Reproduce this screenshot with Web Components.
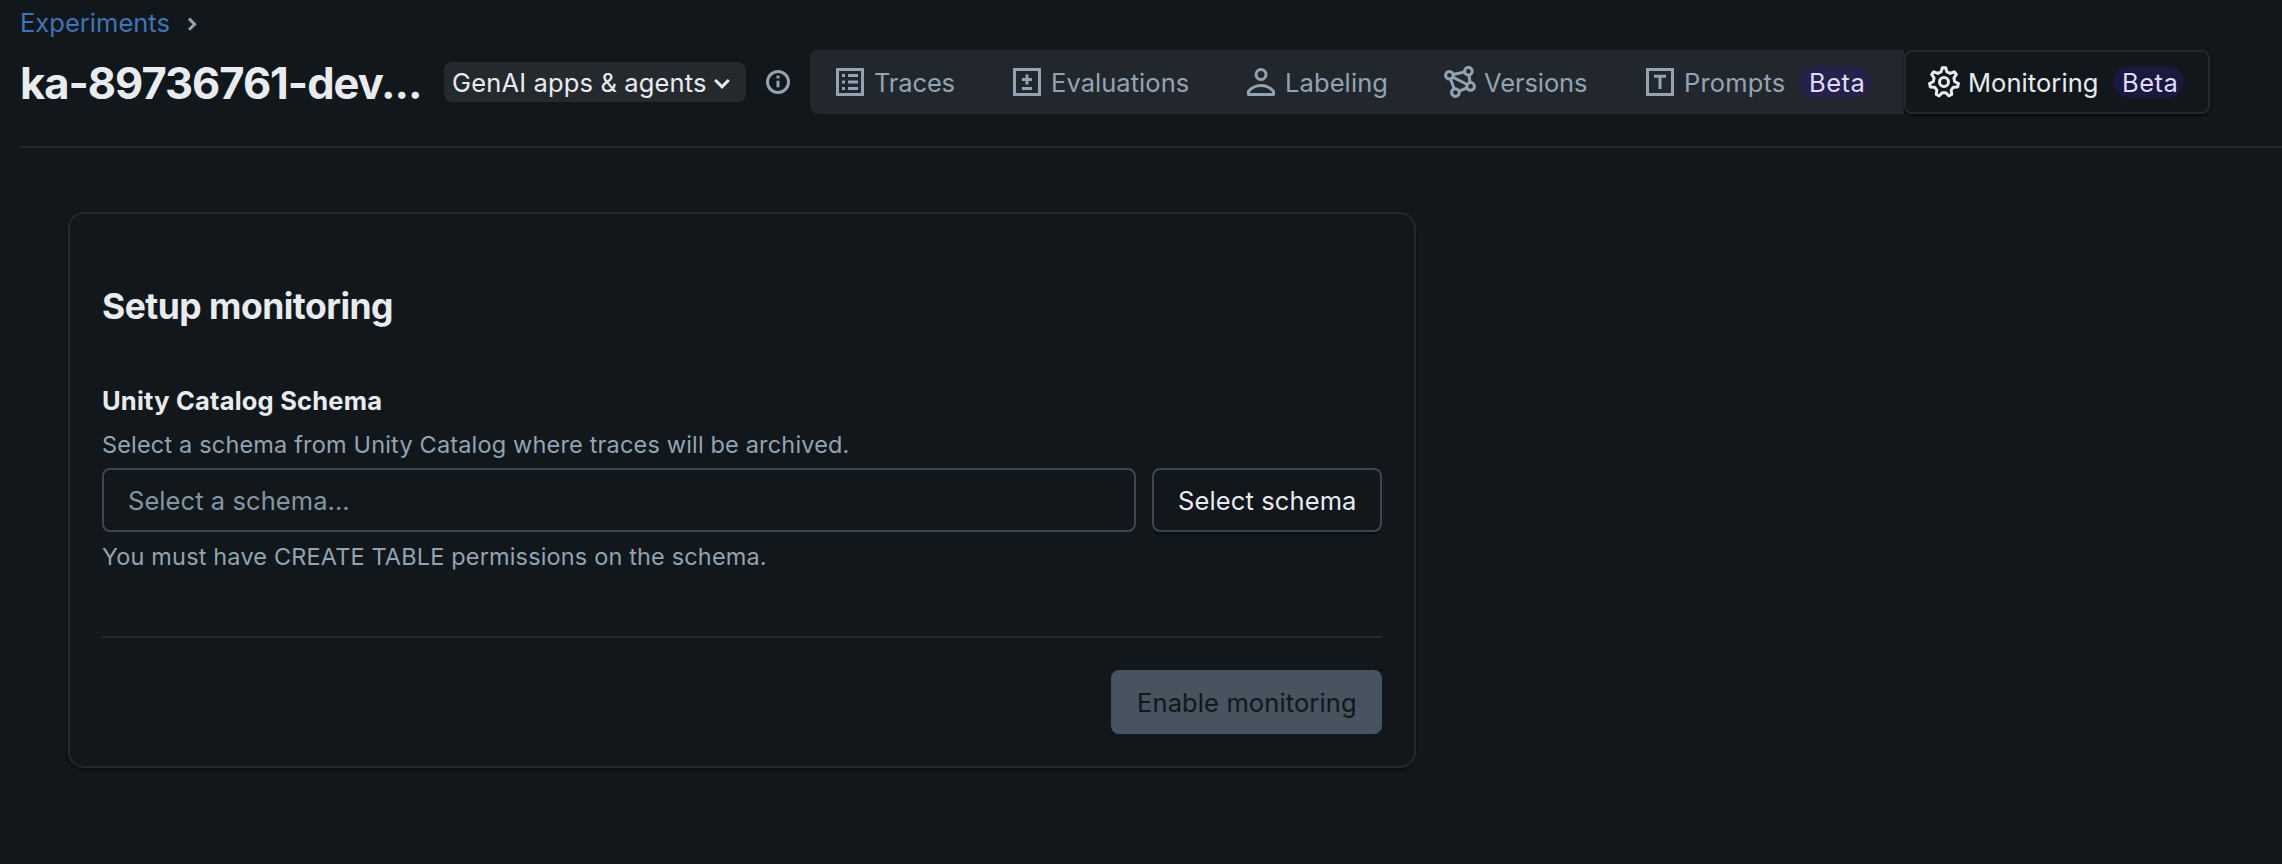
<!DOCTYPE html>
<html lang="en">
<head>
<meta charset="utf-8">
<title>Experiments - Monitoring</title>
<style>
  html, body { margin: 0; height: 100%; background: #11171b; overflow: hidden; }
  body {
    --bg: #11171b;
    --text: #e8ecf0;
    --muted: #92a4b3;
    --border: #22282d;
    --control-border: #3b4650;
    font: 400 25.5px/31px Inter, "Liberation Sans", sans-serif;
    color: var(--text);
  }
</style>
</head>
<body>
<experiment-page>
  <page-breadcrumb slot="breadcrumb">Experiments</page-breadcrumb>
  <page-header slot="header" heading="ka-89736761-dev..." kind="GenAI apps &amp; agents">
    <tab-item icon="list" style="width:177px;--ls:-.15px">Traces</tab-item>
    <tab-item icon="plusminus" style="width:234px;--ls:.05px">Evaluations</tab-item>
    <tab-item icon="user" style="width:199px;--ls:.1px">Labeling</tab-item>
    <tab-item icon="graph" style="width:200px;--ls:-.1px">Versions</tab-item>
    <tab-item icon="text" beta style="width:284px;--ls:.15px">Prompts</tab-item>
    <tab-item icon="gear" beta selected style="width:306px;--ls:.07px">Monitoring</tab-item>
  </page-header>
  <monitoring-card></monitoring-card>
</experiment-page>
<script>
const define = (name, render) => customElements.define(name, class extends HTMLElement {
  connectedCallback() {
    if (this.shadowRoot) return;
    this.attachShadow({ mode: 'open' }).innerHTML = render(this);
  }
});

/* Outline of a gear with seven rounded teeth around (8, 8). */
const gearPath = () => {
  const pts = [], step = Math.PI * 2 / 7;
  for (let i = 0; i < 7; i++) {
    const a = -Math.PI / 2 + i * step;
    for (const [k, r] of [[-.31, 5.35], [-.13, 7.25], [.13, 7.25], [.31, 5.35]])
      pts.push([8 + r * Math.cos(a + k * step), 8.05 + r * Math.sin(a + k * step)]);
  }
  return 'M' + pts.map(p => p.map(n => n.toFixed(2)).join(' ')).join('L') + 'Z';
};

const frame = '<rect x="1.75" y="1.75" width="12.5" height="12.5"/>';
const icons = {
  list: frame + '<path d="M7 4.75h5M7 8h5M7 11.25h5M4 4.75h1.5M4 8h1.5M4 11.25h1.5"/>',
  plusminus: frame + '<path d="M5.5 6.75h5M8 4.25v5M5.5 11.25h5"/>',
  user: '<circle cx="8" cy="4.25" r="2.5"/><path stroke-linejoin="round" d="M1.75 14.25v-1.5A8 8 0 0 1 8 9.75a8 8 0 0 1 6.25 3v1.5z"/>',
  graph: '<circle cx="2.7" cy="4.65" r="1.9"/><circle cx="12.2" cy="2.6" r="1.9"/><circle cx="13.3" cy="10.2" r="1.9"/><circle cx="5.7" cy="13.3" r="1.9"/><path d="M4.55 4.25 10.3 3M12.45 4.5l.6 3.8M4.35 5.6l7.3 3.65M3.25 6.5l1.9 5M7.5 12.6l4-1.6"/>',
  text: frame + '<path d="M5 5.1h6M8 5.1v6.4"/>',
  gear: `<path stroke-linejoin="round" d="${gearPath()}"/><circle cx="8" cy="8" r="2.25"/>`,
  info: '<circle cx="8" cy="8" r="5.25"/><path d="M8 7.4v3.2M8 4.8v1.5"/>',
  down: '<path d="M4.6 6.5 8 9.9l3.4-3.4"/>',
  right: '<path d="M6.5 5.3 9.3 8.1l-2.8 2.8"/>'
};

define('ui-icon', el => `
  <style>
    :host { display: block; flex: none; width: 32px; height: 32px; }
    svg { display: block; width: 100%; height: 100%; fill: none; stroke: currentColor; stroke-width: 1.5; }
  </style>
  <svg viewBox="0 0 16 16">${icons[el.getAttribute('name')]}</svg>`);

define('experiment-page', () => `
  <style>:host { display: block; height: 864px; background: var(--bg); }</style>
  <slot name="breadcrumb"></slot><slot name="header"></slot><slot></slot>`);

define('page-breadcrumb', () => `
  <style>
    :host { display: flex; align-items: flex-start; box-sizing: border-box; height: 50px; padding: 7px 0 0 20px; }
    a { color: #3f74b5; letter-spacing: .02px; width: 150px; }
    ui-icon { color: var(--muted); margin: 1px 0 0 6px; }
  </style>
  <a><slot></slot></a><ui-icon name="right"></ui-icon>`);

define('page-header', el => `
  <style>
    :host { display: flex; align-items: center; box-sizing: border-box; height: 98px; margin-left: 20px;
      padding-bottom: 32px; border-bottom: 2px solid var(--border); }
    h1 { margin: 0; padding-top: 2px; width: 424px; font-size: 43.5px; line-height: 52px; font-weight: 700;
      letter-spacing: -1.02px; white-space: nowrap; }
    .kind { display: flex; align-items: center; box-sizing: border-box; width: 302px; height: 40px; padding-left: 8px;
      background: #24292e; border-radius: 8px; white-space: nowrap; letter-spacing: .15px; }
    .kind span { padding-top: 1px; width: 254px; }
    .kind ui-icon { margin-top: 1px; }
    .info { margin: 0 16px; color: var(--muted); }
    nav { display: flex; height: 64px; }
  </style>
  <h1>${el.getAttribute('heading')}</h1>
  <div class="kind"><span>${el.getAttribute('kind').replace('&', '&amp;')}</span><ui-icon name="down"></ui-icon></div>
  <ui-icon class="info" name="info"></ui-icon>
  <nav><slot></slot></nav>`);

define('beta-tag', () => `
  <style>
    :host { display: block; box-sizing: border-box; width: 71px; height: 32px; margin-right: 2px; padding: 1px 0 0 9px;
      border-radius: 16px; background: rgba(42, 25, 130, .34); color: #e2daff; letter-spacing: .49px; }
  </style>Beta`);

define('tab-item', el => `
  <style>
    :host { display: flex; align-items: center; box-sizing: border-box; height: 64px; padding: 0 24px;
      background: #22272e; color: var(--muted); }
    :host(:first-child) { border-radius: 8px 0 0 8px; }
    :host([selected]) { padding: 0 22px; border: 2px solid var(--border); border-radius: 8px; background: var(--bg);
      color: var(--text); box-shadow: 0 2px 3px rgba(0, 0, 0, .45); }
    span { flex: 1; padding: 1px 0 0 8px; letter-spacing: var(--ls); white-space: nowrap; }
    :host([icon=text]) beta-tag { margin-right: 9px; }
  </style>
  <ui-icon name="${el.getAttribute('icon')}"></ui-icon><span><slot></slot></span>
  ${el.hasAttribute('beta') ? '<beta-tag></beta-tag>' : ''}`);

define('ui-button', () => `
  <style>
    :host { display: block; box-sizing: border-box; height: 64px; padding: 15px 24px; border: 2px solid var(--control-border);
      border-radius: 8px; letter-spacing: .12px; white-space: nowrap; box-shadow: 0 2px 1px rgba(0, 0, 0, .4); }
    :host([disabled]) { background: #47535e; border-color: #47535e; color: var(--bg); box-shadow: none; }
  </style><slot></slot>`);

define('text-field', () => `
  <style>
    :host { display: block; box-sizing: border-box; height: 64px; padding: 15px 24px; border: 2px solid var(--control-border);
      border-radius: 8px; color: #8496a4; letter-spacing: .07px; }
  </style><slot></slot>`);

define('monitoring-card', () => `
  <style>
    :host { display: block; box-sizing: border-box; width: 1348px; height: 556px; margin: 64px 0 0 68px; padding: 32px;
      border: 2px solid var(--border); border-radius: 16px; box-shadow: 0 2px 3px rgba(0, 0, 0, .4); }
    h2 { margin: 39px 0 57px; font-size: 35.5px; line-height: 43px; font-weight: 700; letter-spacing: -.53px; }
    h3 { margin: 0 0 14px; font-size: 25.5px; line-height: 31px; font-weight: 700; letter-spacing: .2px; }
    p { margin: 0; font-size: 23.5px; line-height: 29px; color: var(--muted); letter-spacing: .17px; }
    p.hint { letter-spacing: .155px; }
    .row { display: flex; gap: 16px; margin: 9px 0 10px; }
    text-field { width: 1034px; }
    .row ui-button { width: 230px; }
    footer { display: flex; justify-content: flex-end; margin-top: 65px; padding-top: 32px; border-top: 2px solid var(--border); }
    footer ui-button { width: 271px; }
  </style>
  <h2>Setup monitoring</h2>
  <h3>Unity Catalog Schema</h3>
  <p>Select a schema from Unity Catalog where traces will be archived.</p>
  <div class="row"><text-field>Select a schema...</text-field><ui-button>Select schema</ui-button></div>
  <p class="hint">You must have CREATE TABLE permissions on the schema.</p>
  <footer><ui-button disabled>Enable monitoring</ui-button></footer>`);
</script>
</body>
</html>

══════════

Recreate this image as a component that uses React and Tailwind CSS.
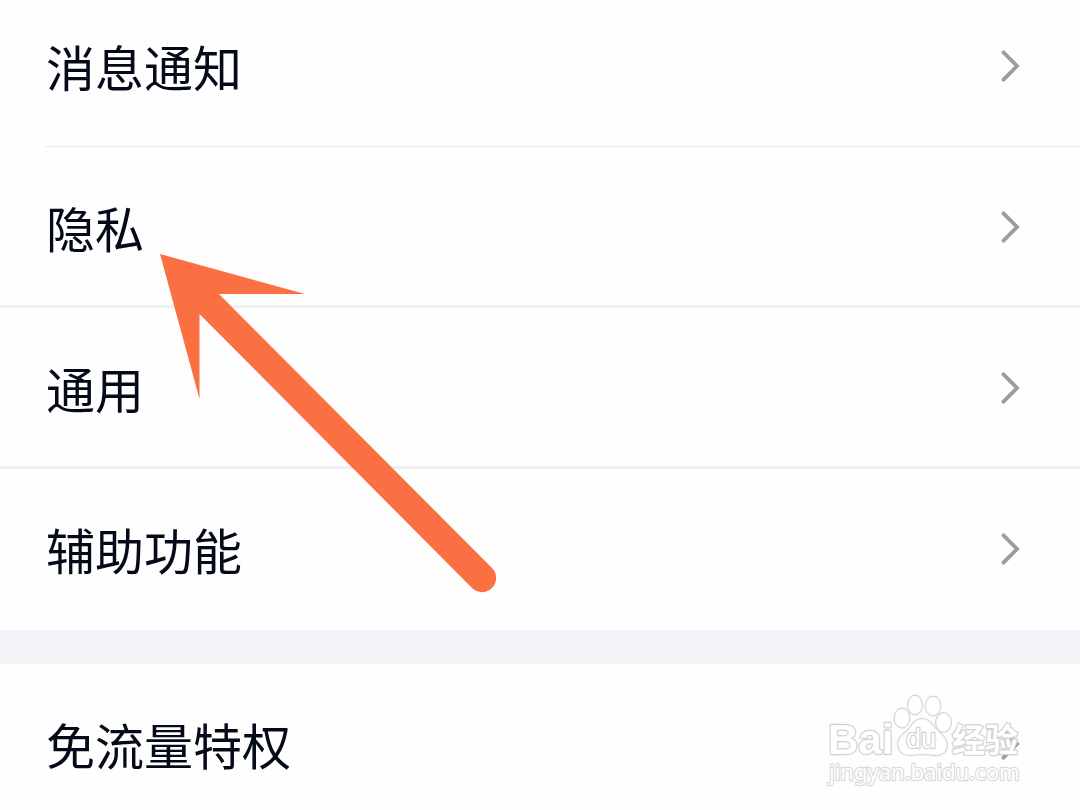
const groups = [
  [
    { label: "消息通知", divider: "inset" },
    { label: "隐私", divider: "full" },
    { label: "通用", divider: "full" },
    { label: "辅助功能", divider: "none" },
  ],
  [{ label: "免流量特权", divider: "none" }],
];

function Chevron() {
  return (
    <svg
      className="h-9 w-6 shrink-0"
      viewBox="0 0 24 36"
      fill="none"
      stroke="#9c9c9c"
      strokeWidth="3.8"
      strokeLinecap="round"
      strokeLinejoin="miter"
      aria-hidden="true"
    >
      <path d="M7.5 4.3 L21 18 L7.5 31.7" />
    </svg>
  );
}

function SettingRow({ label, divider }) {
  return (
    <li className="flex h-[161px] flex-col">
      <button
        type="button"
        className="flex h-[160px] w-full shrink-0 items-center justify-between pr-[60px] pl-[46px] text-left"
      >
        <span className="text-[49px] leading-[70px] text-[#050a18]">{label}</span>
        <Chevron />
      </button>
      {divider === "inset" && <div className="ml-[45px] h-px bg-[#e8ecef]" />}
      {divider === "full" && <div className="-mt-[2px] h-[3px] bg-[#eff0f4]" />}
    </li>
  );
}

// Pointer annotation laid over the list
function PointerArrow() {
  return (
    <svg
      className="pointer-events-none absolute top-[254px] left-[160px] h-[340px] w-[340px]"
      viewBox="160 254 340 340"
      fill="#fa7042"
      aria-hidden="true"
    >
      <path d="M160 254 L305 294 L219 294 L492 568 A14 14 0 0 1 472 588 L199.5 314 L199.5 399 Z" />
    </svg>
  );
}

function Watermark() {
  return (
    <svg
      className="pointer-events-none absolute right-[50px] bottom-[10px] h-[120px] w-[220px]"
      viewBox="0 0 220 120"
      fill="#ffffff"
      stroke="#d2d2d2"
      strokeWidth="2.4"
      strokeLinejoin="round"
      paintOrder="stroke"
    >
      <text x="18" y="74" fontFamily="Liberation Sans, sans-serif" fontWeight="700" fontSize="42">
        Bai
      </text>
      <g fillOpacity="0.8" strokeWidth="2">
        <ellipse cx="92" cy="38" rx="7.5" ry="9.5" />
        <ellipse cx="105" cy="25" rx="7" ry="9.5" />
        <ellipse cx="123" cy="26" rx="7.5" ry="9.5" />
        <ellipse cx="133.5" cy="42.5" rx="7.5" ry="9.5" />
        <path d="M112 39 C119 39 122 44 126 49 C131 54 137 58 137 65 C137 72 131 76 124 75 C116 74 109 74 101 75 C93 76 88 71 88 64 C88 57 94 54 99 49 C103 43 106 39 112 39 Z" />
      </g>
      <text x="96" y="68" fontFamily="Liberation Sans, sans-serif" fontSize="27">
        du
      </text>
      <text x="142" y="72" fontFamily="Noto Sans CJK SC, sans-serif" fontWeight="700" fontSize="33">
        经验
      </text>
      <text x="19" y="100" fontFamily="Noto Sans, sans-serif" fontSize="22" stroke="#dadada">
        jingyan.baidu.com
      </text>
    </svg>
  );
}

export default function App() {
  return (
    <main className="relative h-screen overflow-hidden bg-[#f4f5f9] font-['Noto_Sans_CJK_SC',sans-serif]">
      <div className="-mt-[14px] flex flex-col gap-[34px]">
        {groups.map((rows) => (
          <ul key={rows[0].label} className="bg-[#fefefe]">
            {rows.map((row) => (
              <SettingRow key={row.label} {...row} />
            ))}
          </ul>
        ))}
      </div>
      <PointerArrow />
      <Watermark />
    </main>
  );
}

══════════

#### TASK STATEMENT
Out of the preceding entries, pull every line containing the string "this".

#### FINAL RESULT
Reproduce this screenshot with Web Components.
    if (this.shadowRoot) return;
    this.attachShadow({ mode: 'open' }).innerHTML = render(this);
Recreate this image as a component that uses React and Tailwind CSS.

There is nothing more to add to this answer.